DATA BLOCK
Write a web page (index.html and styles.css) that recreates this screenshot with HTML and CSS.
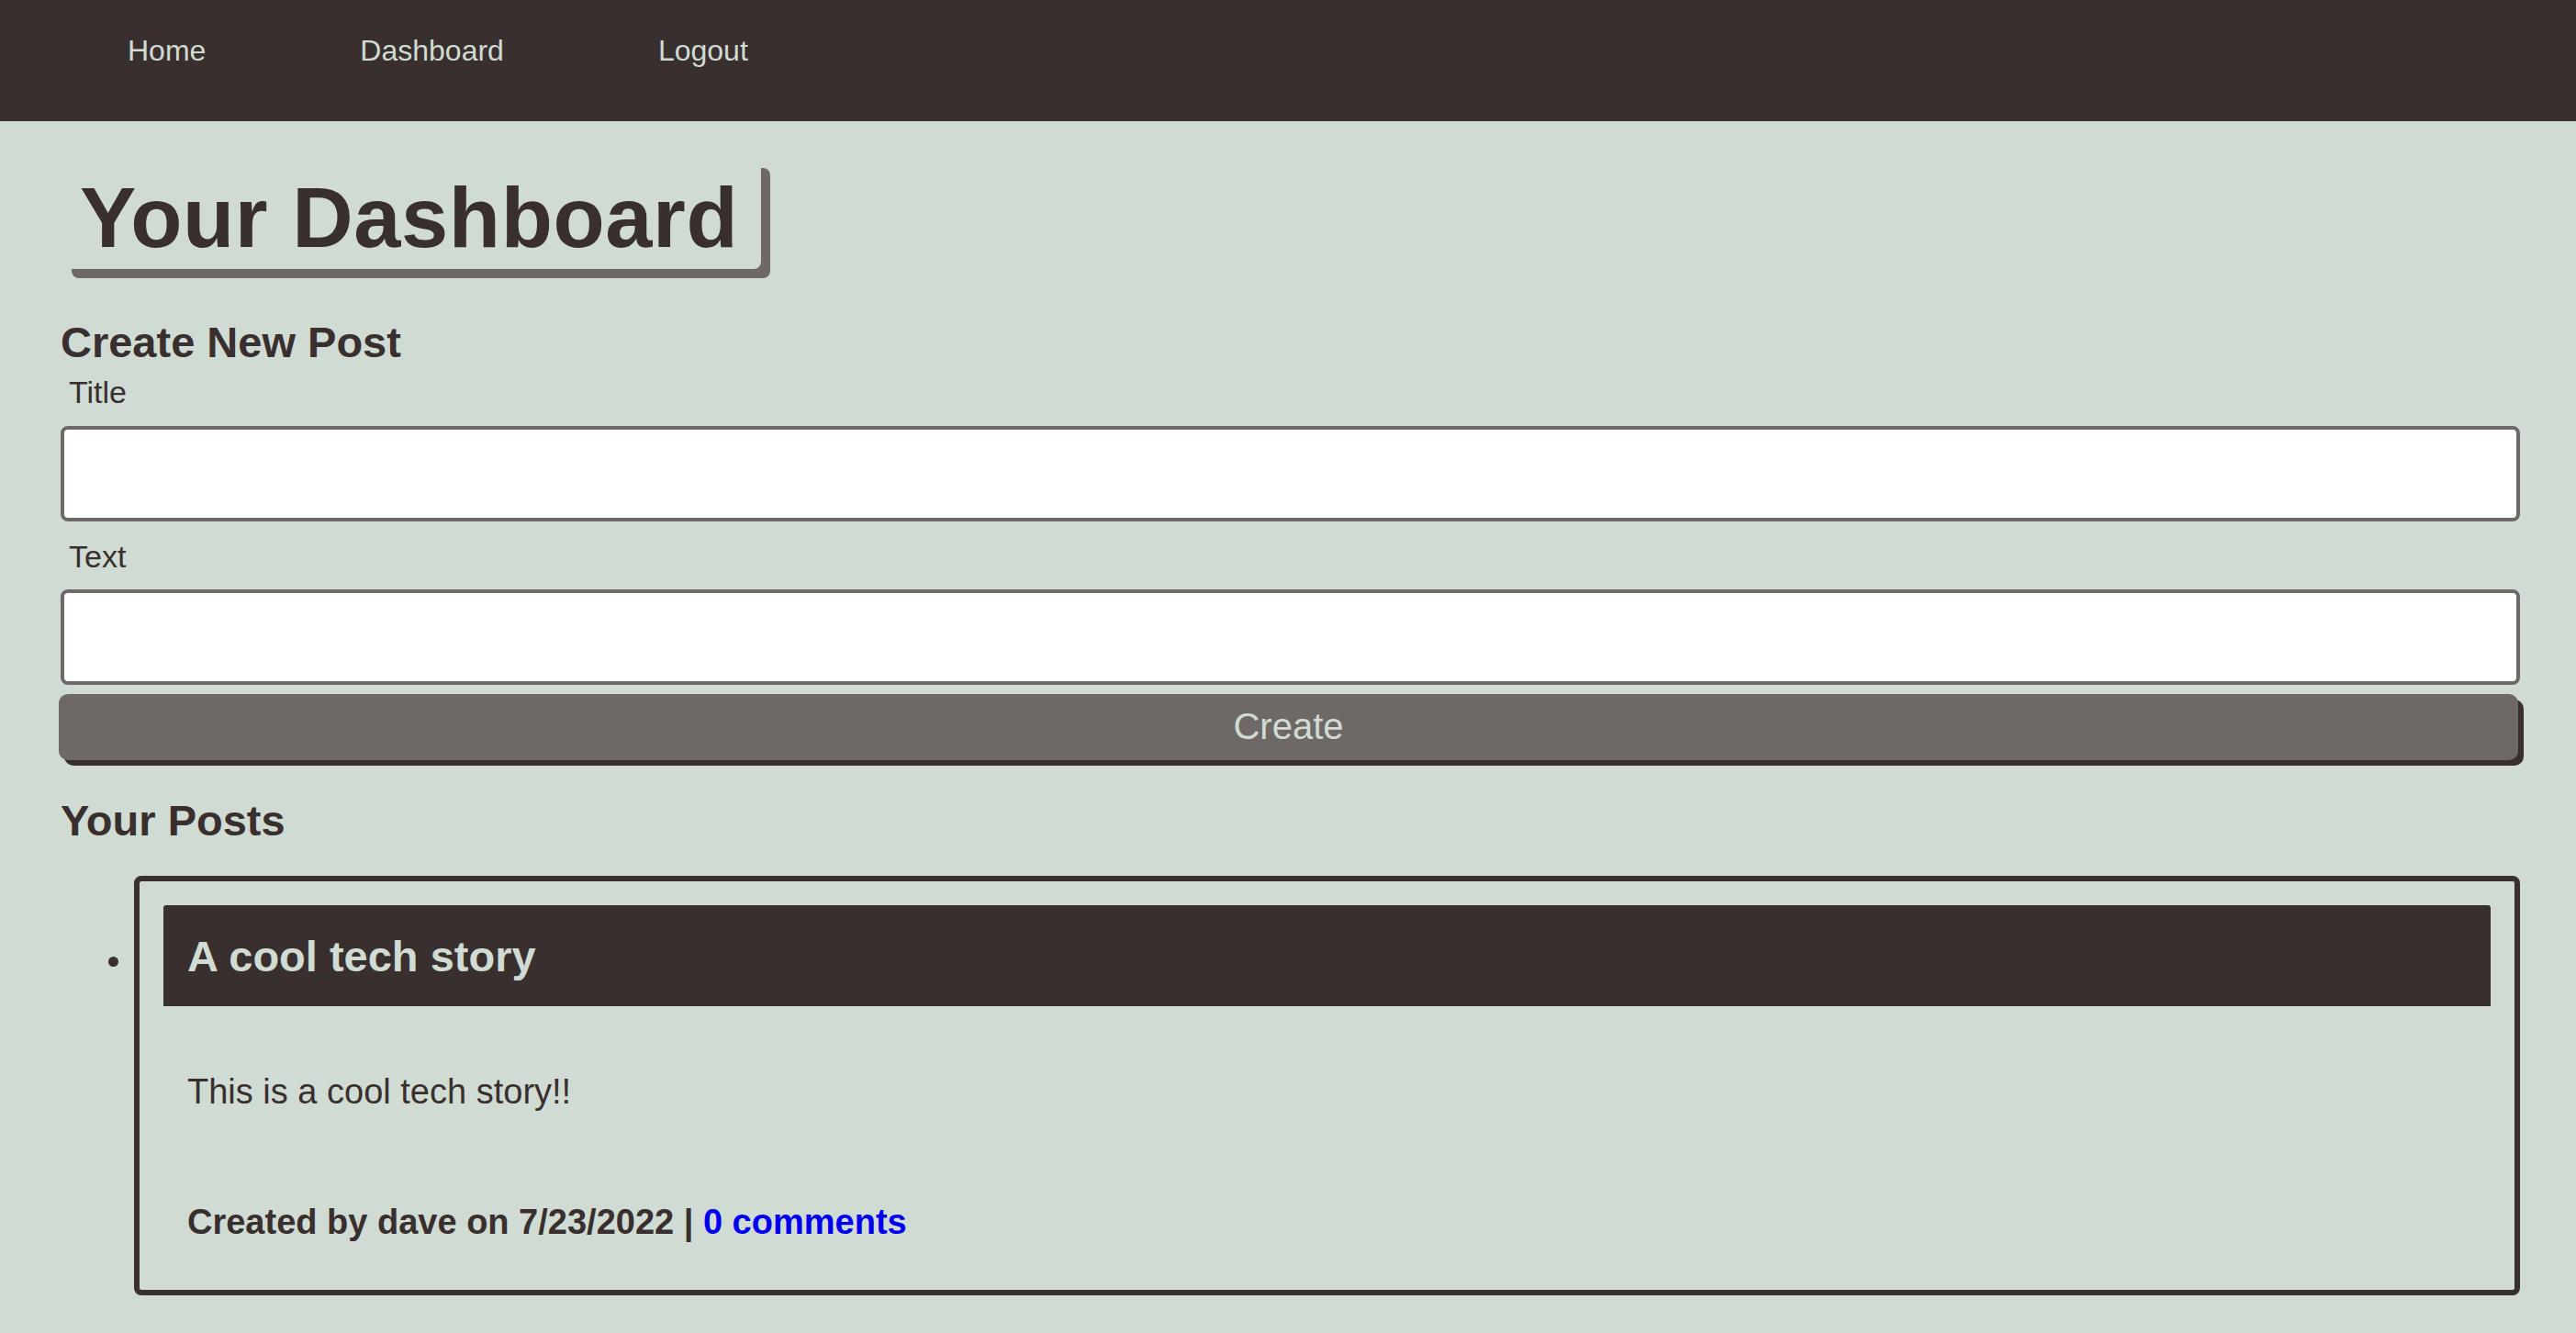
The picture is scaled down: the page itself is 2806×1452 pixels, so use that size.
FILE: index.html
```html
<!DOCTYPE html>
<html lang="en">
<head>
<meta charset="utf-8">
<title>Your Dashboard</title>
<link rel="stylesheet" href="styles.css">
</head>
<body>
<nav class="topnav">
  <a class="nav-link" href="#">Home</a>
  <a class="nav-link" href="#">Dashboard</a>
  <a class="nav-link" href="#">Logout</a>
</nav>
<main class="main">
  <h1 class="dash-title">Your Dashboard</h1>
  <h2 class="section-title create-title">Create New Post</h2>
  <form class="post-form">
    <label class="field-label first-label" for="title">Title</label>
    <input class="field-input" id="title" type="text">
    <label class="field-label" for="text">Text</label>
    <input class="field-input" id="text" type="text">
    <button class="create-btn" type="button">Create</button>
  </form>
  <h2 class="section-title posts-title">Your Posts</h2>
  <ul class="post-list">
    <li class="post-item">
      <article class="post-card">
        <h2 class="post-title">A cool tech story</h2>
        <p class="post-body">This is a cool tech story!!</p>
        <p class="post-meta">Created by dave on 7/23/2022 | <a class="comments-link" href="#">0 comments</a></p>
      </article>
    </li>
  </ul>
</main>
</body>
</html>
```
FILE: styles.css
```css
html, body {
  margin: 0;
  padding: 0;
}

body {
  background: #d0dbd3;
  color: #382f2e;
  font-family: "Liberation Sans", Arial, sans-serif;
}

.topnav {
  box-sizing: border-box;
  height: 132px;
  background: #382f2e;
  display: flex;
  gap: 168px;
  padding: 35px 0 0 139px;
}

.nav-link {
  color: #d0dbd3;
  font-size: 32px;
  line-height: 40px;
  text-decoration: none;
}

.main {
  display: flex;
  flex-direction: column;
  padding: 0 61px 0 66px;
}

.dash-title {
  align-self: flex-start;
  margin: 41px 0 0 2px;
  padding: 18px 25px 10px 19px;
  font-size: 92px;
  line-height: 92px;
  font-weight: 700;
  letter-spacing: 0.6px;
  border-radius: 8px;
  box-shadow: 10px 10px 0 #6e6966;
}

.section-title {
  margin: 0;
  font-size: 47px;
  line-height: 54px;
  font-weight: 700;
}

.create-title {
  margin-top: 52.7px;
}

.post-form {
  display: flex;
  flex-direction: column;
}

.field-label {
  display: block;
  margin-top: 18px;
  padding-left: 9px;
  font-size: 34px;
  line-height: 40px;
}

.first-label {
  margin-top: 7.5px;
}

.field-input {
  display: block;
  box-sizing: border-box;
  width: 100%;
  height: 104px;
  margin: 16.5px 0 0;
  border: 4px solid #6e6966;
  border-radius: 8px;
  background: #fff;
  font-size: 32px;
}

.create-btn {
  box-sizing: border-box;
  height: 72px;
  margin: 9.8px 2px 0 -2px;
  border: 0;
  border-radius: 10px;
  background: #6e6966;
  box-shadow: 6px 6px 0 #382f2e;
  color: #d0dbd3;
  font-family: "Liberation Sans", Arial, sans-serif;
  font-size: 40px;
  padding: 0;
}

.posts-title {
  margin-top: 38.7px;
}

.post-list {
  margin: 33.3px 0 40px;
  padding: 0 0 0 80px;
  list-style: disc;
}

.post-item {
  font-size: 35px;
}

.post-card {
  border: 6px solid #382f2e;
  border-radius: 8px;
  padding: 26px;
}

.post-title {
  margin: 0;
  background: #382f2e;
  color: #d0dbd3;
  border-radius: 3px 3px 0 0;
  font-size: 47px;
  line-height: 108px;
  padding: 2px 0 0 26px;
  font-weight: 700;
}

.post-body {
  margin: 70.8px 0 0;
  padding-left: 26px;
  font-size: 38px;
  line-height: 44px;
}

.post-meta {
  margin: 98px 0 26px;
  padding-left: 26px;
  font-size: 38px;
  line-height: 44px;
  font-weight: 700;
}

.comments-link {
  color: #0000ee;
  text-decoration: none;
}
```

TO BE DONE
Omit the pictures, then quote the rest of the material above exactly.

TASK RESULT
Write a web page (index.html and styles.css) that recreates this screenshot with HTML and CSS.
The picture is scaled down: the page itself is 2806×1452 pixels, so use that size.
FILE: index.html
```html
<!DOCTYPE html>
<html lang="en">
<head>
<meta charset="utf-8">
<title>Your Dashboard</title>
<link rel="stylesheet" href="styles.css">
</head>
<body>
<nav class="topnav">
  <a class="nav-link" href="#">Home</a>
  <a class="nav-link" href="#">Dashboard</a>
  <a class="nav-link" href="#">Logout</a>
</nav>
<main class="main">
  <h1 class="dash-title">Your Dashboard</h1>
  <h2 class="section-title create-title">Create New Post</h2>
  <form class="post-form">
    <label class="field-label first-label" for="title">Title</label>
    <input class="field-input" id="title" type="text">
    <label class="field-label" for="text">Text</label>
    <input class="field-input" id="text" type="text">
    <button class="create-btn" type="button">Create</button>
  </form>
  <h2 class="section-title posts-title">Your Posts</h2>
  <ul class="post-list">
    <li class="post-item">
      <article class="post-card">
        <h2 class="post-title">A cool tech story</h2>
        <p class="post-body">This is a cool tech story!!</p>
        <p class="post-meta">Created by dave on 7/23/2022 | <a class="comments-link" href="#">0 comments</a></p>
      </article>
    </li>
  </ul>
</main>
</body>
</html>
```
FILE: styles.css
```css
html, body {
  margin: 0;
  padding: 0;
}

body {
  background: #d0dbd3;
  color: #382f2e;
  font-family: "Liberation Sans", Arial, sans-serif;
}

.topnav {
  box-sizing: border-box;
  height: 132px;
  background: #382f2e;
  display: flex;
  gap: 168px;
  padding: 35px 0 0 139px;
}

.nav-link {
  color: #d0dbd3;
  font-size: 32px;
  line-height: 40px;
  text-decoration: none;
}

.main {
  display: flex;
  flex-direction: column;
  padding: 0 61px 0 66px;
}

.dash-title {
  align-self: flex-start;
  margin: 41px 0 0 2px;
  padding: 18px 25px 10px 19px;
  font-size: 92px;
  line-height: 92px;
  font-weight: 700;
  letter-spacing: 0.6px;
  border-radius: 8px;
  box-shadow: 10px 10px 0 #6e6966;
}

.section-title {
  margin: 0;
  font-size: 47px;
  line-height: 54px;
  font-weight: 700;
}

.create-title {
  margin-top: 52.7px;
}

.post-form {
  display: flex;
  flex-direction: column;
}

.field-label {
  display: block;
  margin-top: 18px;
  padding-left: 9px;
  font-size: 34px;
  line-height: 40px;
}

.first-label {
  margin-top: 7.5px;
}

.field-input {
  display: block;
  box-sizing: border-box;
  width: 100%;
  height: 104px;
  margin: 16.5px 0 0;
  border: 4px solid #6e6966;
  border-radius: 8px;
  background: #fff;
  font-size: 32px;
}

.create-btn {
  box-sizing: border-box;
  height: 72px;
  margin: 9.8px 2px 0 -2px;
  border: 0;
  border-radius: 10px;
  background: #6e6966;
  box-shadow: 6px 6px 0 #382f2e;
  color: #d0dbd3;
  font-family: "Liberation Sans", Arial, sans-serif;
  font-size: 40px;
  padding: 0;
}

.posts-title {
  margin-top: 38.7px;
}

.post-list {
  margin: 33.3px 0 40px;
  padding: 0 0 0 80px;
  list-style: disc;
}

.post-item {
  font-size: 35px;
}

.post-card {
  border: 6px solid #382f2e;
  border-radius: 8px;
  padding: 26px;
}

.post-title {
  margin: 0;
  background: #382f2e;
  color: #d0dbd3;
  border-radius: 3px 3px 0 0;
  font-size: 47px;
  line-height: 108px;
  padding: 2px 0 0 26px;
  font-weight: 700;
}

.post-body {
  margin: 70.8px 0 0;
  padding-left: 26px;
  font-size: 38px;
  line-height: 44px;
}

.post-meta {
  margin: 98px 0 26px;
  padding-left: 26px;
  font-size: 38px;
  line-height: 44px;
  font-weight: 700;
}

.comments-link {
  color: #0000ee;
  text-decoration: none;
}
```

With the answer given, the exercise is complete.